Earlier in the season I compared the knee-braced Preston Wilson with a six pack of knee highs and came to the determination that the nylons were the way to go for their durability, usefulness and price. Now, I think I still might go that direction myself because I can't really afford a major league ballblayer right now, but for those teams that can, I think I'll provide a little help if they are looking toward filling needs in center.
The three candidates rumored to being shopped around are P-dub, Mark Kotsay and Mike Cameron.
Preston, age 30 (turns 31 in less than a month), hits for power, plays some D.
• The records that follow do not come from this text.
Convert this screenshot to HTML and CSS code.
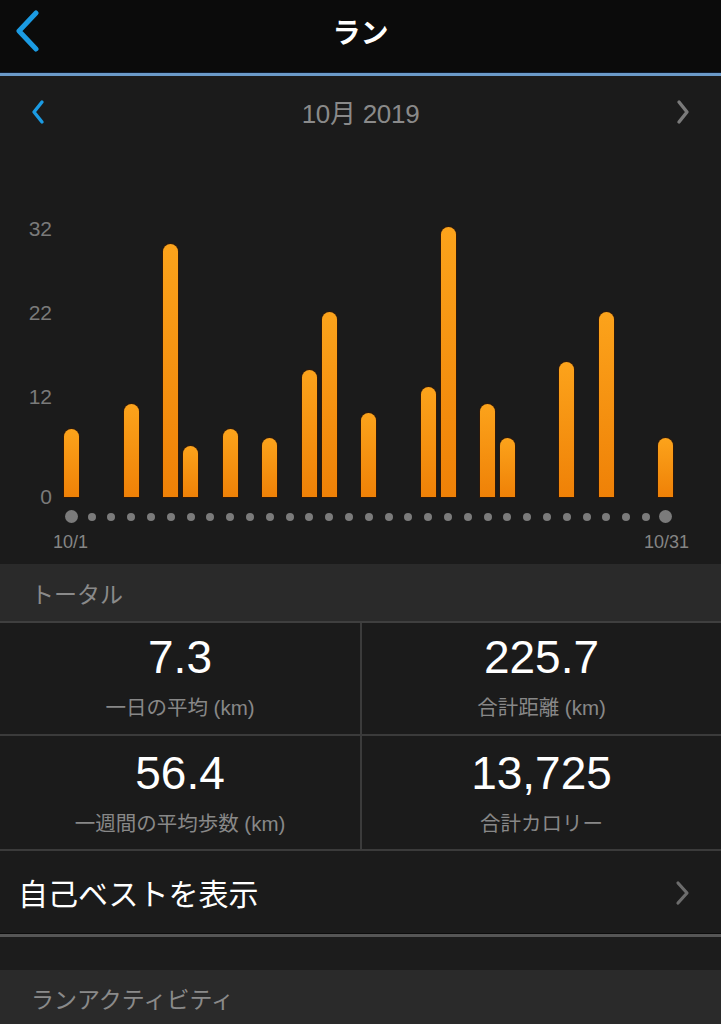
FILE: index.html
```html
<!DOCTYPE html>
<html lang="ja">
<head>
<meta charset="utf-8">
<title>ラン</title>
<link rel="stylesheet" href="styles.css">
</head>
<body>
<div class="app">
  <header class="topbar">
    <svg class="back" width="26" height="42" viewBox="0 0 26 42"><path d="M22 3 L5 21 L22 39" fill="none" stroke="#1b9be3" stroke-width="5" stroke-linecap="round" stroke-linejoin="round"/></svg>
    <h1 class="title">ラン</h1>
  </header>

  <section class="chart-panel">
    <div class="month-nav">
      <svg class="nav-chev" width="16" height="26" viewBox="0 0 16 26"><path d="M12 3 L4 13 L12 23" fill="none" stroke="#1b9be3" stroke-width="3.4" stroke-linecap="round" stroke-linejoin="round"/></svg>
      <span class="month">10月 2019</span>
      <svg class="nav-chev" width="16" height="26" viewBox="0 0 16 26"><path d="M4 3 L12 13 L4 23" fill="none" stroke="#7a7a7a" stroke-width="3.4" stroke-linecap="round" stroke-linejoin="round"/></svg>
    </div>

    <div class="chart">
      <div class="y-axis">
        <span class="y-label" style="bottom:257px">32</span>
        <span class="y-label" style="bottom:173px">22</span>
        <span class="y-label" style="bottom:89px">12</span>
        <span class="y-label" style="bottom:-11px">0</span>
      </div>
      <div class="plot">
        <div class="col"><div class="bar" style="height:68px"></div></div>
        <div class="col"></div>
        <div class="col"></div>
        <div class="col"><div class="bar" style="height:93px"></div></div>
        <div class="col"></div>
        <div class="col"><div class="bar" style="height:253px"></div></div>
        <div class="col"><div class="bar" style="height:51px"></div></div>
        <div class="col"></div>
        <div class="col"><div class="bar" style="height:68px"></div></div>
        <div class="col"></div>
        <div class="col"><div class="bar" style="height:59px"></div></div>
        <div class="col"></div>
        <div class="col"><div class="bar" style="height:127px"></div></div>
        <div class="col"><div class="bar" style="height:185px"></div></div>
        <div class="col"></div>
        <div class="col"><div class="bar" style="height:84px"></div></div>
        <div class="col"></div>
        <div class="col"></div>
        <div class="col"><div class="bar" style="height:110px"></div></div>
        <div class="col"><div class="bar" style="height:270px"></div></div>
        <div class="col"></div>
        <div class="col"><div class="bar" style="height:93px"></div></div>
        <div class="col"><div class="bar" style="height:59px"></div></div>
        <div class="col"></div>
        <div class="col"></div>
        <div class="col"><div class="bar" style="height:135px"></div></div>
        <div class="col"></div>
        <div class="col"><div class="bar" style="height:185px"></div></div>
        <div class="col"></div>
        <div class="col"></div>
        <div class="col"><div class="bar" style="height:59px"></div></div>
      </div>
    </div>

    <div class="dots">
      <span class="dot big"></span><span class="dot"></span><span class="dot"></span><span class="dot"></span><span class="dot"></span><span class="dot"></span><span class="dot"></span><span class="dot"></span><span class="dot"></span><span class="dot"></span><span class="dot"></span><span class="dot"></span><span class="dot"></span><span class="dot"></span><span class="dot"></span><span class="dot"></span><span class="dot"></span><span class="dot"></span><span class="dot"></span><span class="dot"></span><span class="dot"></span><span class="dot"></span><span class="dot"></span><span class="dot"></span><span class="dot"></span><span class="dot"></span><span class="dot"></span><span class="dot"></span><span class="dot"></span><span class="dot"></span><span class="dot big"></span>
    </div>
    <div class="dates">
      <span>10/1</span>
      <span>10/31</span>
    </div>
  </section>

  <div class="section-head">トータル</div>

  <div class="stats">
    <div class="stat">
      <div class="value">7.3</div>
      <div class="label">一日の平均 (km)</div>
    </div>
    <div class="stat">
      <div class="value">225.7</div>
      <div class="label">合計距離 (km)</div>
    </div>
    <div class="stat">
      <div class="value">56.4</div>
      <div class="label">一週間の平均歩数 (km)</div>
    </div>
    <div class="stat">
      <div class="value">13,725</div>
      <div class="label">合計カロリー</div>
    </div>
  </div>

  <div class="link-row">
    <span class="link-text">自己ベストを表示</span>
    <svg class="link-chev" width="18" height="26" viewBox="0 0 18 26"><path d="M5 3 L14 13 L5 23" fill="none" stroke="#6c6c6c" stroke-width="3.2" stroke-linecap="round" stroke-linejoin="round"/></svg>
  </div>

  <div class="spacer"></div>

  <div class="section-head activity">ランアクティビティ</div>
</div>
</body>
</html>
```

FILE: styles.css
```css
* { box-sizing: border-box; }

html, body {
  margin: 0;
  padding: 0;
  background: #1b1b1b;
}

body {
  font-family: "Liberation Sans", "Noto Sans CJK JP", sans-serif;
  color: #fff;
}

.app {
  width: 721px;
  height: 1024px;
  overflow: hidden;
  background: #1b1b1b;
}

/* top bar */
.topbar {
  position: relative;
  height: 76px;
  background: #0b0b0b;
  border-bottom: 3px solid #6b9ac9;
  box-shadow: inset 0 -1px 0 #0e1a2c;
  display: flex;
  align-items: center;
  justify-content: center;
}

.back {
  position: absolute;
  left: 14px;
  top: 10px;
}

.title {
  margin: 0;
  font-family: "Noto Sans CJK JP", sans-serif;
  font-size: 28px;
  font-weight: 700;
  line-height: 1;
  margin-top: -12px;
  color: #fff;
}

/* chart panel */
.chart-panel {
  background: #1b1b1b;
  padding-bottom: 11px;
}

.month-nav {
  height: 74px;
  display: flex;
  align-items: center;
  justify-content: space-between;
  padding: 0 30px 0 30px;
}

.nav-chev {
  margin-top: -2px;
}

.month {
  font-family: "Liberation Sans", "Noto Sans CJK JP", sans-serif;
  font-size: 26px;
  line-height: 30px;
  margin-top: 1px;
  color: #8a8a8a;
  letter-spacing: -0.3px;
}

.chart {
  display: flex;
  height: 347px;
  align-items: flex-end;
}

.y-axis {
  position: relative;
  width: 62px;
  height: 100%;
}

.y-label {
  position: absolute;
  right: 10px;
  font-size: 21px;
  line-height: 22px;
  color: #7a7a7a;
}

.plot {
  display: grid;
  grid-template-columns: repeat(31, 19.8px);
  align-items: end;
  height: 100%;
}

.col {
  display: flex;
  justify-content: center;
  align-items: flex-end;
  height: 100%;
}

.bar {
  width: 15px;
  border-radius: 7.5px 7.5px 0 0;
  background: linear-gradient(to bottom, #fca31b, #ef8107);
  box-shadow: 0 0 0 1px rgba(60, 25, 0, 0.6);
}

.dots {
  display: grid;
  grid-template-columns: repeat(31, 19.8px);
  align-items: center;
  justify-items: center;
  margin-left: 62px;
  margin-top: 13px;
  height: 13px;
}

.dot {
  width: 8px;
  height: 8px;
  border-radius: 50%;
  background: #7b7b7b;
}

.dot.big {
  width: 13px;
  height: 13px;
}

.dates {
  display: flex;
  justify-content: space-between;
  padding: 0 32px 0 53px;
  margin-top: 8px;
  font-size: 18px;
  line-height: 22px;
  color: #858585;
}

/* section headers */
.section-head {
  height: 59px;
  background: #2a2a2a;
  border-bottom: 2px solid #3f3f3f;
  display: flex;
  align-items: center;
  padding-left: 31px;
  font-family: "Noto Sans CJK JP", sans-serif;
  font-size: 23px;
  color: #8a8a8a;
}

.section-head.activity {
  border-bottom: none;
  height: 60px;
  padding-bottom: 4px;
}

/* stats grid */
.stats {
  display: grid;
  grid-template-columns: 362px 359px;
}

.stat {
  display: flex;
  flex-direction: column;
  align-items: center;
  border-bottom: 2px solid #3b3b3b;
  background: #1b1b1b;
  padding-top: 10px;
}

.stat:nth-child(odd) {
  border-right: 2px solid #3b3b3b;
}

.stat:nth-child(1),
.stat:nth-child(2) {
  height: 113px;
}

.stat:nth-child(3),
.stat:nth-child(4) {
  height: 115px;
  padding-top: 13px;
}

.value {
  font-size: 46px;
  line-height: 48px;
  color: #fff;
}

.label {
  margin-top: 14px;
  font-family: "Liberation Sans", "Noto Sans CJK JP", sans-serif;
  font-size: 20.5px;
  line-height: 26px;
  color: #888;
}

/* link row */
.link-row {
  height: 86px;
  display: flex;
  align-items: center;
  justify-content: space-between;
  padding: 0 30px 0 18px;
  border-bottom: 3px solid #555;
  box-shadow: inset 0 -1px 0 #0c0c0c;
}

.link-text {
  font-family: "Noto Sans CJK JP", sans-serif;
  font-size: 30px;
  color: #fff;
  margin-top: -2px;
}

.spacer {
  height: 33px;
  background: #1c1c1c;
}
```
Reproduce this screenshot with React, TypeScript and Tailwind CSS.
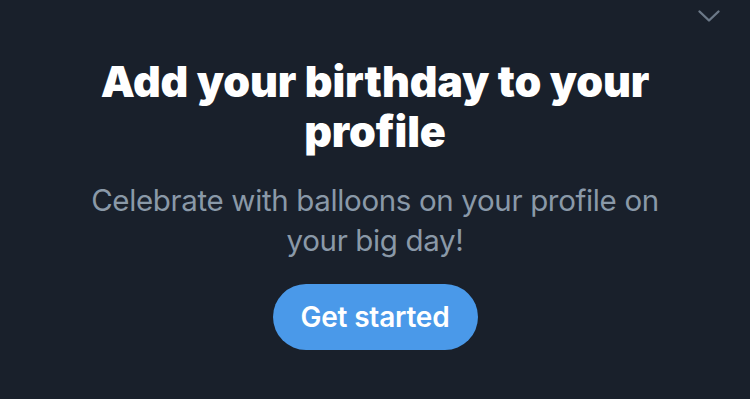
export default function App() {
  return (
    <div className="w-[750px] h-[399px] bg-[#19202b] relative overflow-hidden" style={{ fontFamily: "Inter, 'Noto Sans', sans-serif" }}>
      <svg className="absolute left-[697px] top-[8px]" width="24" height="16" viewBox="0 0 24 16" fill="none">
        <path d="M2.5 3.5 L12 12.5 L21.5 3.5" stroke="#6b7887" strokeWidth="2.4" strokeLinecap="round" strokeLinejoin="round" />
      </svg>
      <div className="flex flex-col items-center pt-[56px]">
        <h1 className="text-white text-[43px] leading-[50px] font-black text-center w-[620px] tracking-[-0.1px]">
          Add your birthday to your profile
        </h1>
        <p className="mt-[24px] text-[#8a99a8] text-[29.5px] leading-[40px] text-center w-[590px] tracking-[-0.35px]">
          Celebrate with balloons on your profile on your big day!
        </p>
        <button className="mt-[24px] w-[205px] h-[66px] rounded-full bg-[#4a99e9] text-white text-[28px] font-semibold tracking-[-0.2px]">
          Get started
        </button>
      </div>
    </div>
  );
}
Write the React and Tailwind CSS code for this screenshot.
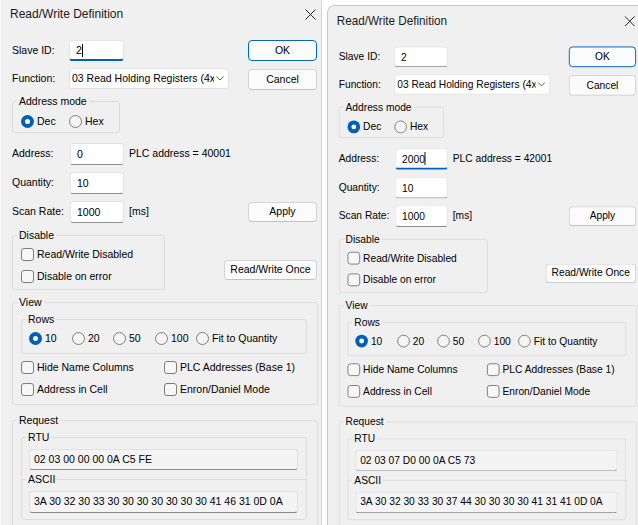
import React from 'react';

const FONT = "font-['Liberation_Sans',Arial,sans-serif]";

const dialogs = {
    left: {
        slave: '2',
        slaveFocused: true,
        address: '0',
        addressFocused: false,
        plc: '40001',
        rtu: '02 03 00 00 00 0A C5 FE',
        ascii: '3A 30 32 30 33 30 30 30 30 30 30 30 41 46 31 0D 0A',
    },
    right: {
        slave: '2',
        slaveFocused: false,
        address: '2000',
        addressFocused: true,
        plc: '42001',
        rtu: '02 03 07 D0 00 0A C5 73',
        ascii: '3A 30 32 30 33 30 37 44 30 30 30 30 41 31 41 0D 0A',
    },
};

function TextBox({ value, focused, className = '' }) {
    return (
        <div
            className={`h-full bg-white rounded-[3px] border border-[#e4e4e4] pl-[6px] flex items-center ${
                focused ? 'border-b-2 border-b-[#005fb8]' : 'border-b-[#8d8d8d]'
            } ${className}`}
        >
            <span className="leading-[14px]">{value}</span>
            {focused && <span className="w-px h-[13px] bg-black" />}
        </div>
    );
}

function Button({ children, primary, className = '' }) {
    return (
        <div
            className={`flex items-center justify-center rounded-[4px] border bg-[#fbfbfb] ${
                primary ? 'border-[#0067c0]' : 'border-[#d3d3d3] border-b-[#c2c2c2]'
            } ${className}`}
        >
            {children}
        </div>
    );
}

function Radio({ label, checked, className = '' }) {
    return (
        <div className={`flex items-center h-[14px] ${className}`}>
            {checked ? (
                <span className="w-[13px] h-[13px] rounded-full bg-[#005fb8] flex items-center justify-center shrink-0">
                    <span className="w-[5px] h-[5px] rounded-full bg-white" />
                </span>
            ) : (
                <span className="w-[13px] h-[13px] rounded-full border border-[#7e7e7e] bg-[#f5f5f5] shrink-0" />
            )}
            <span className="ml-[3px] leading-[14px]">{label}</span>
        </div>
    );
}

function Check({ label }) {
    return (
        <div className="flex items-center h-[14px]">
            <span className="w-[13px] h-[13px] rounded-[3px] border border-[#7e7e7e] bg-[#f7f7f7] shrink-0" />
            <span className="ml-[3px] leading-[14px]">{label}</span>
        </div>
    );
}

function Legend({ children }) {
    return <legend className="ml-[4px] px-[2px] leading-[14px]">{children}</legend>;
}

function ReadOnly({ children, className = '' }) {
    return (
        <div
            className={`w-[269px] bg-[#f4f4f4] rounded-[3px] border border-[#e0e0e0] border-b-[#8a8a8a] pl-[4px] flex items-center ${className}`}
        >
            {children}
        </div>
    );
}

function Dialog({ slave, slaveFocused, address, addressFocused, plc, rtu, ascii, framed }) {
    return (
        <div
            className={`shrink-0 w-[322px] h-[540px] bg-[#f0f0f0] border-l border-r ${
                framed
                    ? 'border-t border-[#c9c9c9] rounded-tl-[8px] pt-[1px]'
                    : 'border-l-[#f8f8f8] border-r-[#d6d6d6]'
            }`}
        >
            {/* title bar */}
            <div className="h-[28px] flex items-center justify-between pl-[9px] pr-[5px]">
                <span className="text-[12px] text-[#1a1a1a]">Read/Write Definition</span>
                <svg width="11" height="11" viewBox="0 0 11 11">
                    <path d="M0.5 0.5L10.5 10.5M10.5 0.5L0.5 10.5" stroke="#222" strokeWidth="1" />
                </svg>
            </div>

            <div className="ml-[11px] w-[306px]">
                <div className="mt-[12px] h-[21px] flex items-center">
                    <span className="w-[57px]">Slave ID:</span>
                    <TextBox className="w-[55px]" value={slave} focused={slaveFocused} />
                    <Button primary className="ml-auto mr-[1px] w-[69px] h-[21px]">OK</Button>
                </div>

                <div className="mt-[7px] h-[21px] flex items-center">
                    <span className="w-[57px]">Function:</span>
                    <div className="w-[160px] h-full bg-white border border-[#e2e2e2] rounded-[3px] flex items-center pl-[2px] pr-[4px]">
                        <span className="w-[142px] overflow-hidden whitespace-nowrap">03 Read Holding Registers (4x)</span>
                        <svg className="ml-auto" width="8" height="5" viewBox="0 0 8 5">
                            <path d="M0.5 0.5L4 4L7.5 0.5" fill="none" stroke="#5a5a5a" strokeWidth="1" />
                        </svg>
                    </div>
                    <Button className="ml-auto mr-[1px] w-[69px] h-[21px] mt-[2px]">Cancel</Button>
                </div>

                <fieldset className="mt-[5px] w-[108px] h-[39px] border border-[#dcdcdc] rounded-[3px]">
                    <Legend>Address mode</Legend>
                    <div className="flex pl-[8px] pt-[6px]">
                        <Radio checked label="Dec" className="w-[48px]" />
                        <Radio label="Hex" />
                    </div>
                </fieldset>

                <div className="mt-[10px] h-[22px] flex items-center">
                    <span className="w-[58px]">Address:</span>
                    <TextBox className="w-[54px]" value={address} focused={addressFocused} />
                    <span className="ml-[5px]">PLC address = {plc}</span>
                </div>

                <div className="mt-[7px] h-[22px] flex items-center">
                    <span className="w-[58px]">Quantity:</span>
                    <TextBox className="w-[54px]" value="10" />
                </div>

                <div className="mt-[7px] h-[22px] flex items-center">
                    <span className="w-[58px]">Scan Rate:</span>
                    <TextBox className="w-[54px]" value="1000" />
                    <span className="ml-[5px]">[ms]</span>
                    <Button className="ml-auto mr-[1px] w-[69px] h-[20px]">Apply</Button>
                </div>

                <div className="mt-[5px] flex items-end">
                    <fieldset className="w-[153px] h-[62px] border border-[#dcdcdc] rounded-[3px]">
                        <Legend>Disable</Legend>
                        <div className="pl-[8px] pt-[5px] flex flex-col gap-[8px]">
                            <Check label="Read/Write Disabled" />
                            <Check label="Disable on error" />
                        </div>
                    </fieldset>
                    <Button className="ml-auto mr-[1px] mb-[10px] w-[93px] h-[20px]">Read/Write Once</Button>
                </div>

                <fieldset className="mt-[5px] w-[306px] h-[110px] border border-[#dcdcdc] rounded-[3px]">
                    <Legend>View</Legend>
                    <div className="pl-[8px] pt-[3px]">
                        <fieldset className="w-[286px] h-[42px] border border-[#dcdcdc] rounded-[3px]">
                            <Legend>Rows</Legend>
                            <div className="flex pl-[7px] pt-[5px]">
                                <Radio checked label="10" className="w-[43px]" />
                                <Radio label="20" className="w-[41px]" />
                                <Radio label="50" className="w-[42px]" />
                                <Radio label="100" className="w-[41px]" />
                                <Radio label="Fit to Quantity" />
                            </div>
                        </fieldset>
                        <div className="mt-[6px] grid grid-cols-[143px_1fr] gap-y-[8px]">
                            <Check label="Hide Name Columns" />
                            <Check label="PLC Addresses (Base 1)" />
                            <Check label="Address in Cell" />
                            <Check label="Enron/Daniel Mode" />
                        </div>
                    </div>
                </fieldset>

                <fieldset className="mt-[8px] w-[306px] h-[130px] border border-[#dcdcdc] rounded-[3px]">
                    <Legend>Request</Legend>
                    <div className="pl-[8px] pt-[3px]">
                        <fieldset className="w-[286px] border border-b-0 border-[#dcdcdc] rounded-t-[3px]">
                            <Legend>RTU</Legend>
                            <div className="pl-[7px] pt-[5px] pb-[9px]">
                                <ReadOnly className="h-[21px]">{rtu}</ReadOnly>
                            </div>
                        </fieldset>
                        <fieldset className="-mt-[7px] w-[286px] border border-[#dcdcdc] rounded-b-[3px]">
                            <Legend>ASCII</Legend>
                            <div className="pl-[7px] pt-[5px] pb-[6px]">
                                <ReadOnly className="h-[22px]">{ascii}</ReadOnly>
                            </div>
                        </fieldset>
                    </div>
                </fieldset>
            </div>
        </div>
    );
}

export default function App() {
    return (
        <div className={`w-[638px] h-[525px] overflow-hidden bg-white flex items-start text-[10.5px] text-black ${FONT}`}>
            <Dialog {...dialogs.left} />
            <div className="ml-[5px] mt-[5px] shrink-0 origin-top-left scale-x-[0.975] scale-y-[0.987]">
                <Dialog {...dialogs.right} framed />
            </div>
        </div>
    );
}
His AVG/OBP/SLG right now sits at .262/.324/.493. Cameron this year has shown more power, but Wilson has shown more throughout his career. Wilson has averaged 131 games per season and could be relatively fragile. Wilson's huge salary is probably the biggest influence in keeping teams away from bidding as the Rox don't want to be left paying the tab for a player on another team. According to Baseball Reference Wilson has a career park adjusted OPS+ of 107 (meaning he has hit about 7% better than the average ballplayer throughout his career)
Kotsay is a little more than a year younger at 29, and has a cannon for an arm
Kotsay's got the moxie and seems to be everybody's primary target but Billy Beane is likely to drive a harder bargain than Dan O'Dowd in letting him go. His stats aren't that impressive (.284/.342/.405) and off of what he did last year. Don't let people fool you into thinking that Wilson's a poorer hitter because his stats are inflated by Coors Field. Wilson's poor start when he still had the brace on deflates his projected numbers as much as Coors inflates them now. Still, Kotsay's quite a bit cheaper and has averaged 143 games a season since he's been a regular. BR shows his career bat to be about 3% above average, which isn't bad for a centerfielder.
Mike Cameron is the oldest of the bunch, about six months older than Wilson in fact, but I don't know why people bring up age as at this point the three are close enough together and far enough past their primes that it makes little difference. Cameron has averaged 144 games per season but because of recent injury trouble and his age, it's suggested that he may be as fragile as Wilson, but like I said, I think all three carry a bit more injury risk than, say a twenty-five year old. I know this doesn't matter to you and me, but baseball execs seem to care about the following: Cameron is the only one of the three to have playoff experience, even though he wasn't all that effective. Cameron's career shows him to have an OPS+ of 105, and yet this year he's playing like he really cares for some reason with a line of .298/.399/.536. Way to drive your trade value up, Cam. Anyway, he's also the cheapest of the three, but the Mets are trying to meet a lot of needs with him (being in a playoff run themselves) and might be asking for too much in return.